Mortgage interest only applies to interest paid on loans that use your home(s) as collateral. This includes:
The IRS outlines three categories of mortgage debt. These vary depending on when you took out the debt and what the proceeds were used for:
- Grandfathered debt refers to mortgages that were secured by your home on or before October 13, 1987 (after which current tax rules took effect).
- Home acquisition debt refers to mortgages taken out after October 13, 1987 that were used to buy, build or improve your home (i.e.., renovations, repairs, etc.).
- Home-equity debt or loan refers to mortgages taken out after October 13, 1987 that were used for other, non-residence-related purposes, such as to finance college tuition, a new car, a vacation or pretty much anything else not related to buying, building or improving a home.
That depends on what kind of debt you already have – and how much more you want to assume. If you are married and file jointly, you can only deduct interest on $1 million or less worth of home acquisition debt and $100,000 or less worth of home equity debt overall. If single, or married and filing separately, then your limits become $500,000 for home acquisition debt and $50,000 home equity debt, respectively.
In other words, if your mortgage or mortgages are used to buy, build or improve your primary and/or second home (making it home acquisition debt) and total $1 million, you can deduct all you've paid in interest. For example, if you have a 4% interest rate on each of two mortgages that together add up to $1 million, you can deduct all of your annual interest payments of $40,000.
However, if your home acquisition debt is, let's say, $2 million, then you'd only be able to deduct half of the total interest you paid on $2 million worth of mortgages in that year. If those same 4% interest rates applied, then you'd only be able to deduct $40,000 instead of the $80,000 you presumably paid in interest that year. (This is something to consider for anyone trying to finance a seven-figure property. See Jumbo Vs. Conventional Mortgages: How They Differ.)
Although this limit doesn't apply to grandfathered debt, you won't be able to take additional deductions on new mortgages if your grandfathered debt already exceeds $1 million. What if you only have $900,000 in grandfathered debt? Then you could only deduct interest for an additional $100,000 worth of home acquisition debt.
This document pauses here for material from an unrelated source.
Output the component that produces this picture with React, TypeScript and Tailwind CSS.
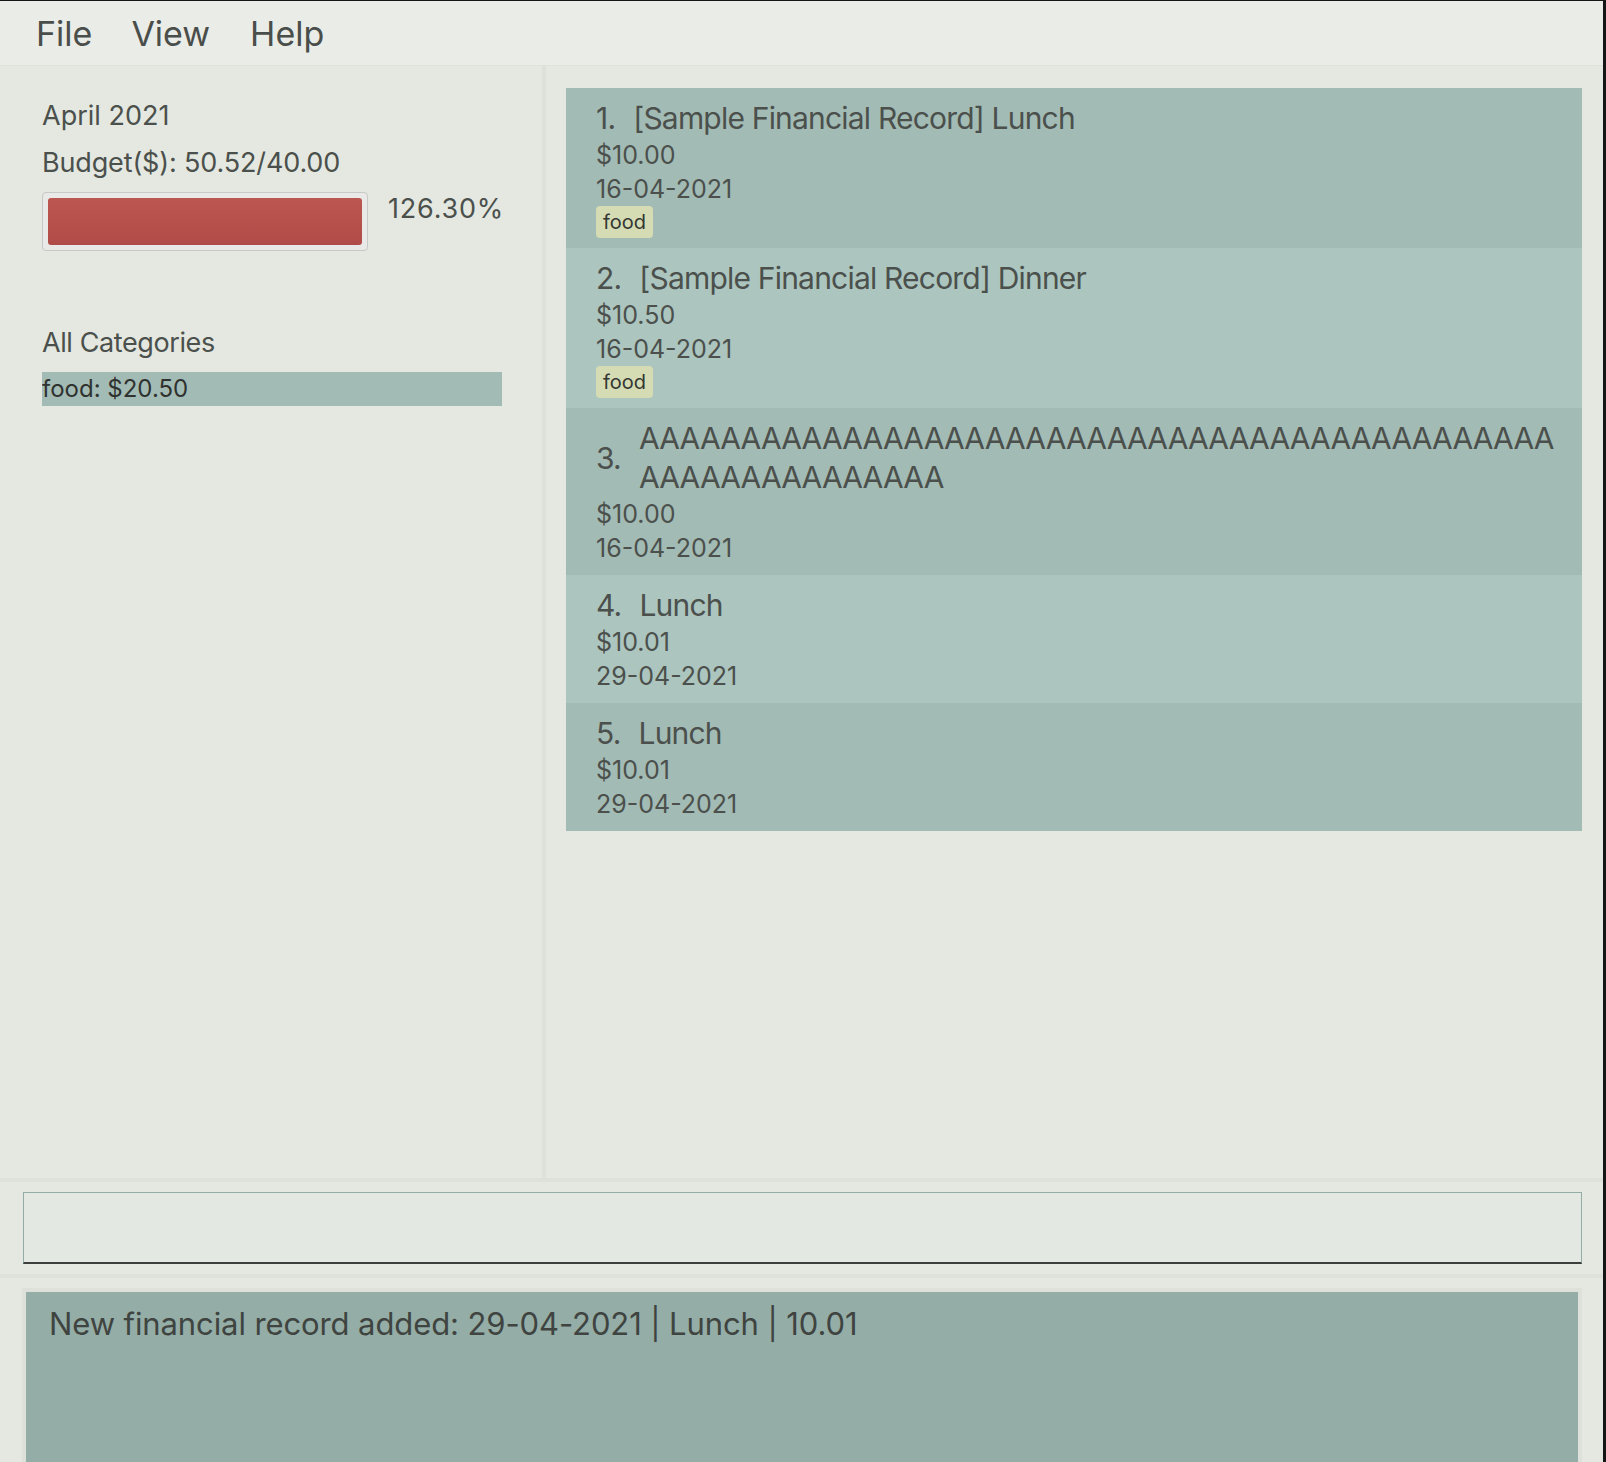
import React from 'react';

type Expense = {
  id: number;
  title: string[];
  amount: string;
  date: string;
  tags: string[];
};

const expenses: Expense[] = [
  { id: 1, title: ['[Sample Financial Record] Lunch'], amount: '$10.00', date: '16-04-2021', tags: ['food'] },
  { id: 2, title: ['[Sample Financial Record] Dinner'], amount: '$10.50', date: '16-04-2021', tags: ['food'] },
  { id: 3, title: ['A'.repeat(45), 'A'.repeat(15)], amount: '$10.00', date: '16-04-2021', tags: [] },
  { id: 4, title: ['Lunch'], amount: '$10.01', date: '29-04-2021', tags: [] },
  { id: 5, title: ['Lunch'], amount: '$10.01', date: '29-04-2021', tags: [] },
];

function ExpenseCard({ item }: { item: Expense }) {
  const odd = item.id % 2 === 1;
  return (
    <div className={`${odd ? 'bg-[#a3bbb5]' : 'bg-[#acc5bf]'} pl-[30px] pt-[11px] pb-[10px]`}>
      <div className="flex items-center gap-[18px] text-[30px] leading-[39px] tracking-[-0.8px]">
        <span>{item.id}.</span>
        <div className="min-w-0">
          {item.title.map((line, i) => (
            <div key={i} className="whitespace-nowrap">{line}</div>
          ))}
        </div>
      </div>
      <div className="text-[25px] leading-[34px]">{item.amount}</div>
      <div className="text-[25px] leading-[34px]">{item.date}</div>
      {item.tags.length > 0 && (
        <div className="flex gap-2">
          {item.tags.map(tag => (
            <span key={tag} className="rounded-[4px] bg-[#d5dcb4] px-[7px] text-[20px] leading-[32px] text-[#333633]">
              {tag}
            </span>
          ))}
        </div>
      )}
    </div>
  );
}

export default function App() {
  return (
    <div
      className="h-[1462px] w-[1606px] overflow-hidden bg-[#161616] pt-[1px] pr-[3px] text-[#4b504c]"
      style={{ fontFamily: 'Inter, "Noto Sans", sans-serif' }}
    >
      <div className="flex h-full flex-col bg-[#e4e8e1]">
        {/* menu bar */}
        <div className="flex h-[65px] shrink-0 items-center border-b border-[#dde1da] bg-[#eaece7] pl-[36px] text-[34px] text-[#4a4e4b]">
          <span className="mr-[39px]">File</span>
          <span className="mr-[40px]">View</span>
          <span>Help</span>
        </div>

        {/* main panels */}
        <div className="flex h-[1112px] shrink-0">
          <div className="w-[542px] shrink-0 pl-[42px] pt-[34px]">
            <div className="w-[460px] overflow-hidden">
              <div className="text-[27px] leading-[32px]">April 2021</div>
              <div className="mt-[15px] text-[27px] leading-[32px] tracking-[-0.15px]">Budget($): 50.52/40.00</div>
              <div className="mt-[13px] flex items-start gap-[20px]">
                <div className="h-[59px] w-[326px] shrink-0 rounded-[4px] border border-[#c6c9c5] bg-[#e9e9e8] p-[5px]">
                  <div className="h-full rounded-[3px] bg-gradient-to-b from-[#bc5651] to-[#b04c47]" />
                </div>
                <span className="whitespace-nowrap pt-[1px] text-[27px] leading-[32px] tracking-[0.8px]">126.30%</span>
              </div>
              <div className="mt-[76px] text-[27px] leading-[32px] tracking-[-0.4px]">All Categories</div>
              <div className="mt-[13px] h-[34px] bg-[#a3bbb5] text-[24px] leading-[34px] text-[#2f322f]">food: $20.50</div>
            </div>
          </div>
          <div className="w-[4px] shrink-0 bg-[#dde1da]" />
          <div className="min-w-0 flex-1 overflow-hidden pl-[20px] pr-[21px] pt-[22px]">
            {expenses.map(e => (
              <ExpenseCard key={e.id} item={e} />
            ))}
          </div>
        </div>

        <div className="h-[4px] shrink-0 bg-[#dde1da]" />

        {/* command box */}
        <div className="h-[92px] shrink-0 pl-[23px] pr-[21px] pt-[10px]">
          <div className="h-[72px] border border-b-2 border-[#93aca6] border-b-[#3c3f3b] bg-[#e4e8e2]" />
        </div>

        <div className="h-[4px] shrink-0 bg-[#dde1da]" />

        {/* result display */}
        <div className="flex-1 pl-[22px] pr-[21px] pt-[10px]">
          <div className="h-full border-4 border-b-0 border-[#dde1da] bg-[#94ada7] pl-[23px] pt-[12px] text-[31px] leading-[40px] tracking-[-0.1px] text-[#3f4440]">
            New financial record added: 29-04-2021 | Lunch | 10.01
          </div>
        </div>
      </div>
    </div>
  );
}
At least, this is the general rule. The IRS provides a worksheet to determine your actual deductible home mortgage interest.
As long as you've paid at least $600 worth of mortgage interest, you'll receive a notice from your mortgage holder or lender (it's usually Form 1098) a few months before tax-filing time. Along with the dollar amount of your annual payments, this Mortgage Interest Statement will also show your paid mortgage insurance premiums and deductible points paid (if you purchased a home that year). Once you have this document in hand, you'll use it to complete your tax return, on form 1040, Schedule A (Itemized Deductions).
With home acquisition debt and home equity debt combined, you can technically borrow $1.1 million against your home. However, if you happen to have additional debt that exceeds this threshold, you may be able to deduct the interest if those proceeds were used for a qualified expense, such as an investment (also reported on Schedule A) or a business (Schedule C or C-EZ).
Refinancing, Points and Premiums
If you refinance any mortgage, including your second one, then you can claim the new loan as home acquisition debt up to the principal of the previous loan. Anything above that will be treated as home equity debt.
In addition, if you pay points on the new mortgage, you can deduct them over the life of the loan. Assuming you refinance a new 30-year mortgage, you can deduct 1/30th of whatever you paid in points every year. If you haven't deducted all the points by the time you sell or refinance the house (again), then you can deduct any remaining all at once in that year. You'll file the deduction on Schedule A, form 1040, line 12.
As long as your adjusted gross income doesn't exceed $109,000 (or $54,500 if married and filing separately), you can deduct some or all of your mortgage insurance premiums as well. This would fall into your "home acquisition debt" category.
The Bottom Line
The tax rules are complicated, there's no denying that, but if you proceed properly, the provisions could save you thousands of dollars a year. Be sure to consult a qualified tax professional before you decide to take out a second mortgage.